Of course, panel trucks are not the lifeblood of businesses. Customers are. And improving access to businesses for people biking, walking and taking transit should be seen as the most vital growth strategy for a business district where relatively few customers arrive by car to battle for parking spaces.
As a part of a bold complete streets redesign of the street, the bikeway will come with extended crosswalk bulbs and islands to make getting across Broadway safer and more comfortable. Transit islands also free up sidewalk space for people walking along Broadway by giving people waiting for the bus or streetcar a space to do so.
Conflicts between deliveries and the bikeway need to be addressed, we agree. Working together, the city can surely come up with ways to make sure the necessary loading zones are available. Because while some delivery drivers park in bike lanes because they don't care about bike lanes, others park in them because they have a job to do and there's nowhere else to stop. This is a problem of loading zone strategy (and porous bike lane barriers), not a reason to stop building safe bike access to your business district.
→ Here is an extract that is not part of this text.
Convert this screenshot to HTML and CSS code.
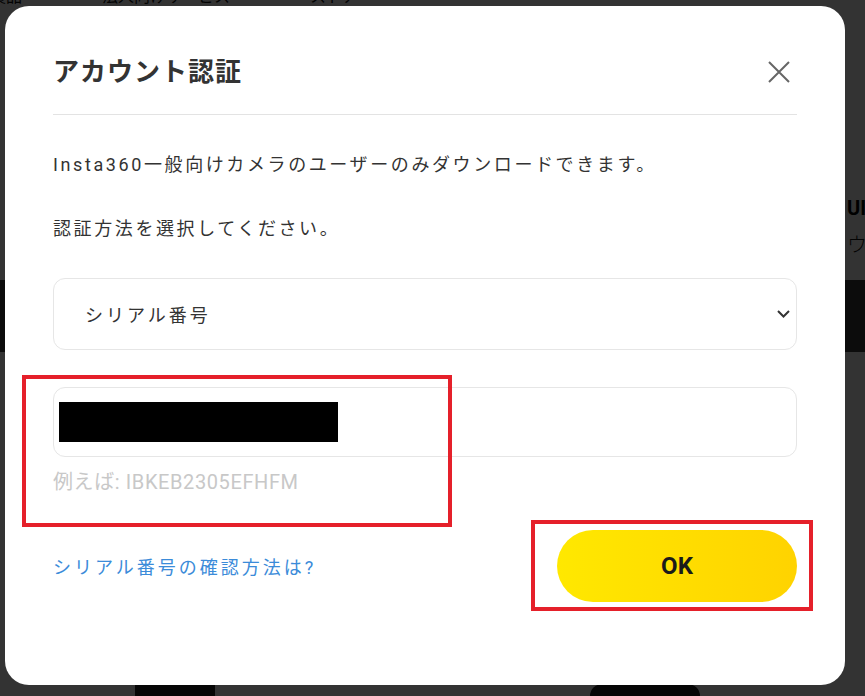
FILE: index.html
```html
<!DOCTYPE html>
<html lang="ja">
<head>
  <meta charset="UTF-8">
  <meta name="viewport" content="width=device-width, initial-scale=1.0">
  <title>アカウント認証</title>
  <link rel="stylesheet" href="styles.css">
</head>
<body>

  <div class="page">
    <nav class="site-nav">
      <span>製品</span>
      <span>法人向けサービス</span>
      <span>ストア</span>
    </nav>
    <section class="hero">
      <h2>UI</h2>
      <p>ウ</p>
    </section>
    <section class="band"></section>
    <section class="products">
      <div class="product product-a"></div>
      <div class="product product-b"></div>
    </section>
  </div>

  <div class="overlay">
    <div class="modal">
      <div class="modal-header">
        <h1>アカウント認証</h1>
        <button class="close-btn" aria-label="閉じる">
          <svg width="22" height="22" viewBox="0 0 22 22">
            <path d="M1 1 L21 21 M21 1 L1 21" stroke="#666" stroke-width="2" fill="none"/>
          </svg>
        </button>
      </div>

      <p class="modal-text">Insta360一般向けカメラのユーザーのみダウンロードできます。</p>
      <p class="modal-text">認証方法を選択してください。</p>

      <div class="select-box">
        <span>シリアル番号</span>
        <svg width="13" height="8" viewBox="0 0 13 8">
          <path d="M1 1 L6.5 6.5 L12 1" stroke="#333" stroke-width="2" fill="none"/>
        </svg>
      </div>

      <div class="serial-input">
        <span class="redacted"></span>
      </div>
      <p class="hint">例えば: IBKEB2305EFHFM</p>

      <div class="modal-footer">
        <a class="help-link" href="#">シリアル番号の確認方法は?</a>
        <button class="ok-btn">OK</button>
      </div>

      <!-- red annotation frames -->
      <div class="mark mark-input"></div>
      <div class="mark mark-ok"></div>
    </div>
  </div>

</body>
</html>
```

FILE: styles.css
```css
body {
  font-family: Roboto, "Noto Sans CJK JP", sans-serif;
  background-color: #fff;
  color: #222;
  margin: 0;
  padding: 0;
  height: 696px;
  overflow: hidden;
}

/* page behind the dialog */
.site-nav {
  display: flex;
  gap: 80px;
  margin: -12px 0 0 -10px;
  height: 18px;
  font-size: 16px;
  line-height: 18px;
  color: #111;
}

.hero {
  height: 274px;
  box-sizing: border-box;
  padding: 188px 0 0 847px;
  white-space: nowrap;
}

.hero h2 {
  margin: 0;
  font-size: 20px;
  line-height: 28px;
  font-weight: 700;
  color: #000;
}

.hero p {
  margin: 10px 0 0;
  font-size: 20px;
  line-height: 26px;
  font-weight: 300;
  color: #111;
}

.band {
  height: 72px;
  background-color: #3c3c3c;
}

.products {
  display: flex;
  align-items: flex-start;
  padding: 332px 0 0 135px;
  gap: 375px;
}

.product {
  height: 24px;
  background-color: #222;
}

.product-a {
  width: 80px;
}

.product-b {
  width: 110px;
  border-radius: 12px 12px 0 0;
}

/* dialog */
.overlay {
  position: fixed;
  inset: 0;
  background-color: rgba(0, 0, 0, 0.8);
  padding: 6px 0 0 5px;
}

.modal {
  position: relative;
  width: 840px;
  height: 679px;
  box-sizing: border-box;
  background-color: #fff;
  border-radius: 24px;
  padding: 0 48px;
}

.modal-header {
  display: flex;
  align-items: center;
  justify-content: space-between;
  padding: 48px 0 24px;
  border-bottom: 1px solid #e3e3e3;
}

.modal-header h1 {
  margin: 0;
  font-size: 26px;
  line-height: 36px;
  font-weight: 700;
  letter-spacing: 1px;
  color: #333;
}

.close-btn {
  width: 22px;
  height: 22px;
  padding: 0;
  margin-right: 7px;
  border: none;
  background: none;
  cursor: pointer;
}

.close-btn svg {
  display: block;
}

.modal-text {
  margin: 36px 0 0;
  font-size: 18px;
  line-height: 28px;
  letter-spacing: 2.6px;
  color: #333;
}

.select-box {
  display: flex;
  align-items: center;
  justify-content: space-between;
  margin-top: 35px;
  height: 72px;
  box-sizing: border-box;
  padding: 0 6px 0 31px;
  border: 1px solid #e6e6e6;
  border-radius: 12px;
  font-size: 18px;
  letter-spacing: 3px;
  color: #333;
}

.serial-input {
  display: flex;
  align-items: center;
  margin-top: 37px;
  height: 70px;
  box-sizing: border-box;
  padding-left: 5px;
  border: 1px solid #e6e6e6;
  border-radius: 12px;
}

.redacted {
  width: 279px;
  height: 40px;
  background-color: #000;
}

.hint {
  margin: 13px 0 0;
  font-size: 20px;
  line-height: 24px;
  letter-spacing: 0.6px;
  color: #c8c8c8;
}

.modal-footer {
  display: flex;
  align-items: center;
  justify-content: space-between;
  margin-top: 36px;
}

.help-link {
  font-size: 18px;
  letter-spacing: 3px;
  color: #3b8bd9;
  text-decoration: none;
}

.ok-btn {
  width: 240px;
  height: 72px;
  border: none;
  border-radius: 36px;
  background: linear-gradient(90deg, #ffe800, #ffd300);
  font-family: Roboto, sans-serif;
  font-size: 24px;
  font-weight: 700;
  color: #1a1a1a;
  cursor: pointer;
}

.mark {
  position: absolute;
  box-sizing: border-box;
  border: 4px solid #e5202a;
}

.mark-input {
  left: 17px;
  top: 369px;
  width: 430px;
  height: 152px;
}

.mark-ok {
  left: 526px;
  top: 514px;
  width: 282px;
  height: 91px;
}
```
Business owners wary of the bikeway should take a zoomed-out view of the bike network. A comfortable and safe bike connection on Pike and/or Pine between downtown and Broadway is among the most needed bike investments Seattle can make. Once complete (hopefully well before the streetcar extension is finished), the Broadway Bikeway will be part of a network connecting most of the city's dense central neighborhoods right to the front doors of businesses on North Broadway.
The Broadway Bikeway that exists today is held back by the city's piecemeal methods for building transportation infrastructure. It's an island of bikeability that ends abruptly before serving a major destination area. But it is a central part of the future network that safe streets advocates are working hard to connect as soon as possible.
Many more people would bike to North Broadway businesses if the way there were comfortable and safe.
As for the streetcar part of the project, that was always the least-exciting part of the Broadway remake. But it sure seems silly to build it this far only to stop before serving North Broadway businesses. Plus, it would be a shame to throw away the $14 million in Federal grants the city has lined up to help remake the street.